## AIM
Quote, verbatim, all material below, without pictures.

## DATA
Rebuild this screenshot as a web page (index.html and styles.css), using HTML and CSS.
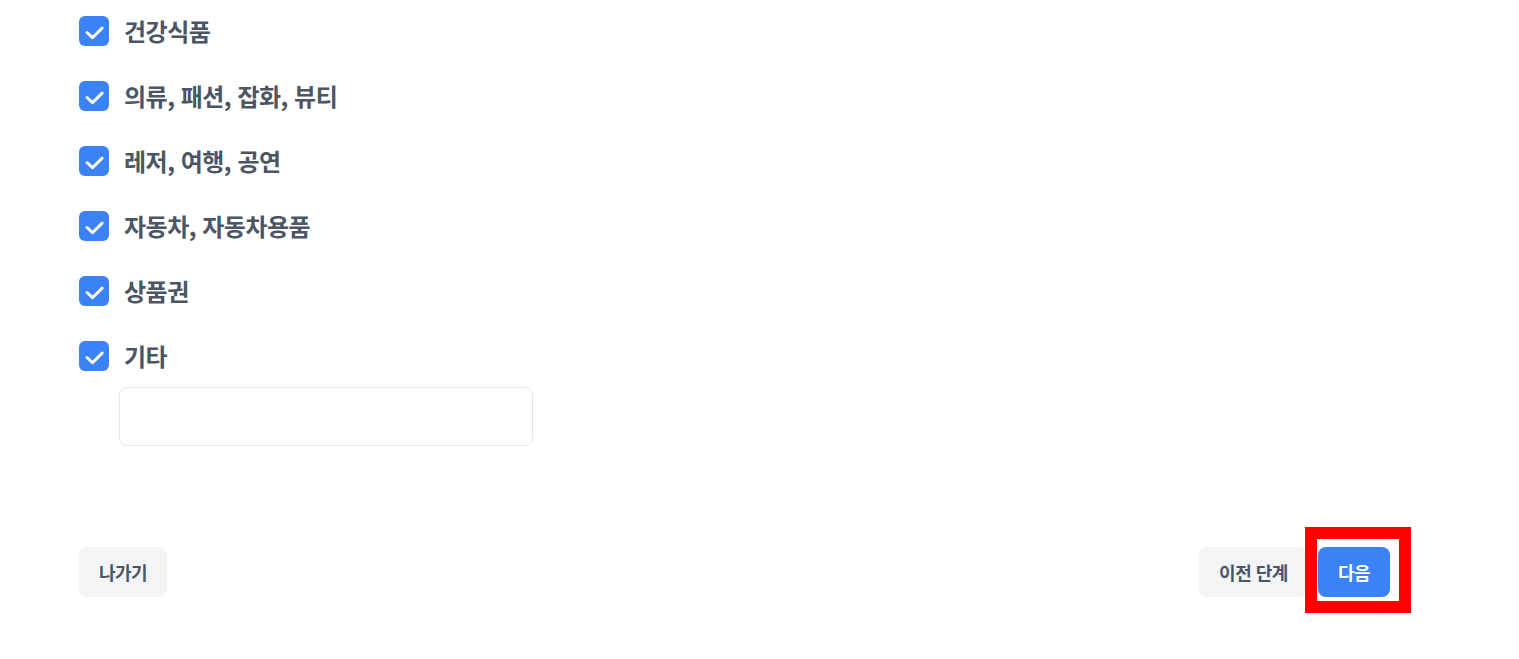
FILE: index.html
```html
<!DOCTYPE html>
<html lang="ko">
<head>
<meta charset="UTF-8">
<meta name="viewport" content="width=device-width, initial-scale=1.0">
<title>관심 카테고리</title>
<link rel="stylesheet" href="styles.css">
</head>
<body>

<div class="container">
    <ul class="category-list">
        <li class="category-item">
            <span class="checkbox"><svg viewBox="0 0 30 30"><path d="M8 16.5l5.5 5.2 9.6-9.6"/></svg></span>
            <span class="category-label">건강식품</span>
        </li>
        <li class="category-item">
            <span class="checkbox"><svg viewBox="0 0 30 30"><path d="M8 16.5l5.5 5.2 9.6-9.6"/></svg></span>
            <span class="category-label">의류, 패션, 잡화, 뷰티</span>
        </li>
        <li class="category-item">
            <span class="checkbox"><svg viewBox="0 0 30 30"><path d="M8 16.5l5.5 5.2 9.6-9.6"/></svg></span>
            <span class="category-label">레저, 여행, 공연</span>
        </li>
        <li class="category-item">
            <span class="checkbox"><svg viewBox="0 0 30 30"><path d="M8 16.5l5.5 5.2 9.6-9.6"/></svg></span>
            <span class="category-label">자동차, 자동차용품</span>
        </li>
        <li class="category-item">
            <span class="checkbox"><svg viewBox="0 0 30 30"><path d="M8 16.5l5.5 5.2 9.6-9.6"/></svg></span>
            <span class="category-label">상품권</span>
        </li>
        <li class="category-item">
            <span class="checkbox"><svg viewBox="0 0 30 30"><path d="M8 16.5l5.5 5.2 9.6-9.6"/></svg></span>
            <span class="category-label">기타</span>
        </li>
    </ul>
    <input type="text" class="etc-input">

    <div class="footer">
        <button class="btn btn-gray">나가기</button>
        <div class="footer-right">
            <button class="btn btn-gray">이전 단계</button>
            <span class="highlight">
                <button class="btn btn-primary">다음</button>
            </span>
        </div>
    </div>
</div>

</body>
</html>
```

FILE: styles.css
```css
body {
    font-family: "Noto Sans CJK KR", "Noto Sans", sans-serif;
    margin: 0;
    padding: 0;
    background-color: #fff;
    color: #4b5563;
}
.container {
    width: 1311px;
    padding: 16px 0 62px 79px;
}
.category-list {
    list-style: none;
    margin: 0;
    padding: 0;
    display: flex;
    flex-direction: column;
    gap: 35px;
}
.category-item {
    display: flex;
    align-items: center;
    height: 30px;
    gap: 15px;
}
.checkbox {
    width: 30px;
    height: 30px;
    border-radius: 6px;
    background-color: #3b82f6;
    display: block;
}
.checkbox svg {
    width: 30px;
    height: 30px;
    display: block;
    fill: none;
    stroke: #fff;
    stroke-width: 3;
    stroke-linecap: round;
    stroke-linejoin: round;
}
.category-label {
    font-size: 24px;
    font-weight: 700;
    line-height: 30px;
    letter-spacing: -0.5px;
}
.etc-input {
    display: block;
    margin: 16px 0 0 40px;
    width: 414px;
    height: 59px;
    box-sizing: border-box;
    border: 1px solid #e5e7eb;
    border-radius: 8px;
    outline: none;
}
.footer {
    display: flex;
    justify-content: space-between;
    margin-top: 101px;
}
.footer-right {
    display: flex;
    gap: 10px;
}
.btn {
    font-family: inherit;
    font-size: 18px;
    font-weight: 700;
    letter-spacing: -0.5px;
    height: 50px;
    padding: 0 20px;
    border: none;
    border-radius: 8px;
    cursor: pointer;
}
.btn-gray {
    background-color: #f3f4f6;
    color: #4b5563;
}
.btn-primary {
    background-color: #3b82f6;
    color: #fff;
    position: relative;
    z-index: 1;
}
.highlight {
    position: relative;
    display: block;
}
.highlight::before {
    content: "";
    position: absolute;
    left: -13px;
    top: -20px;
    width: 106px;
    height: 86px;
    box-sizing: border-box;
    border: 12px solid #ff0000;
    background-color: #fff;
}
```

## FINISHED EXERCISE
Rebuild this screenshot as a web page (index.html and styles.css), using HTML and CSS.
FILE: index.html
```html
<!DOCTYPE html>
<html lang="ko">
<head>
<meta charset="UTF-8">
<meta name="viewport" content="width=device-width, initial-scale=1.0">
<title>관심 카테고리</title>
<link rel="stylesheet" href="styles.css">
</head>
<body>

<div class="container">
    <ul class="category-list">
        <li class="category-item">
            <span class="checkbox"><svg viewBox="0 0 30 30"><path d="M8 16.5l5.5 5.2 9.6-9.6"/></svg></span>
            <span class="category-label">건강식품</span>
        </li>
        <li class="category-item">
            <span class="checkbox"><svg viewBox="0 0 30 30"><path d="M8 16.5l5.5 5.2 9.6-9.6"/></svg></span>
            <span class="category-label">의류, 패션, 잡화, 뷰티</span>
        </li>
        <li class="category-item">
            <span class="checkbox"><svg viewBox="0 0 30 30"><path d="M8 16.5l5.5 5.2 9.6-9.6"/></svg></span>
            <span class="category-label">레저, 여행, 공연</span>
        </li>
        <li class="category-item">
            <span class="checkbox"><svg viewBox="0 0 30 30"><path d="M8 16.5l5.5 5.2 9.6-9.6"/></svg></span>
            <span class="category-label">자동차, 자동차용품</span>
        </li>
        <li class="category-item">
            <span class="checkbox"><svg viewBox="0 0 30 30"><path d="M8 16.5l5.5 5.2 9.6-9.6"/></svg></span>
            <span class="category-label">상품권</span>
        </li>
        <li class="category-item">
            <span class="checkbox"><svg viewBox="0 0 30 30"><path d="M8 16.5l5.5 5.2 9.6-9.6"/></svg></span>
            <span class="category-label">기타</span>
        </li>
    </ul>
    <input type="text" class="etc-input">

    <div class="footer">
        <button class="btn btn-gray">나가기</button>
        <div class="footer-right">
            <button class="btn btn-gray">이전 단계</button>
            <span class="highlight">
                <button class="btn btn-primary">다음</button>
            </span>
        </div>
    </div>
</div>

</body>
</html>
```

FILE: styles.css
```css
body {
    font-family: "Noto Sans CJK KR", "Noto Sans", sans-serif;
    margin: 0;
    padding: 0;
    background-color: #fff;
    color: #4b5563;
}
.container {
    width: 1311px;
    padding: 16px 0 62px 79px;
}
.category-list {
    list-style: none;
    margin: 0;
    padding: 0;
    display: flex;
    flex-direction: column;
    gap: 35px;
}
.category-item {
    display: flex;
    align-items: center;
    height: 30px;
    gap: 15px;
}
.checkbox {
    width: 30px;
    height: 30px;
    border-radius: 6px;
    background-color: #3b82f6;
    display: block;
}
.checkbox svg {
    width: 30px;
    height: 30px;
    display: block;
    fill: none;
    stroke: #fff;
    stroke-width: 3;
    stroke-linecap: round;
    stroke-linejoin: round;
}
.category-label {
    font-size: 24px;
    font-weight: 700;
    line-height: 30px;
    letter-spacing: -0.5px;
}
.etc-input {
    display: block;
    margin: 16px 0 0 40px;
    width: 414px;
    height: 59px;
    box-sizing: border-box;
    border: 1px solid #e5e7eb;
    border-radius: 8px;
    outline: none;
}
.footer {
    display: flex;
    justify-content: space-between;
    margin-top: 101px;
}
.footer-right {
    display: flex;
    gap: 10px;
}
.btn {
    font-family: inherit;
    font-size: 18px;
    font-weight: 700;
    letter-spacing: -0.5px;
    height: 50px;
    padding: 0 20px;
    border: none;
    border-radius: 8px;
    cursor: pointer;
}
.btn-gray {
    background-color: #f3f4f6;
    color: #4b5563;
}
.btn-primary {
    background-color: #3b82f6;
    color: #fff;
    position: relative;
    z-index: 1;
}
.highlight {
    position: relative;
    display: block;
}
.highlight::before {
    content: "";
    position: absolute;
    left: -13px;
    top: -20px;
    width: 106px;
    height: 86px;
    box-sizing: border-box;
    border: 12px solid #ff0000;
    background-color: #fff;
}
```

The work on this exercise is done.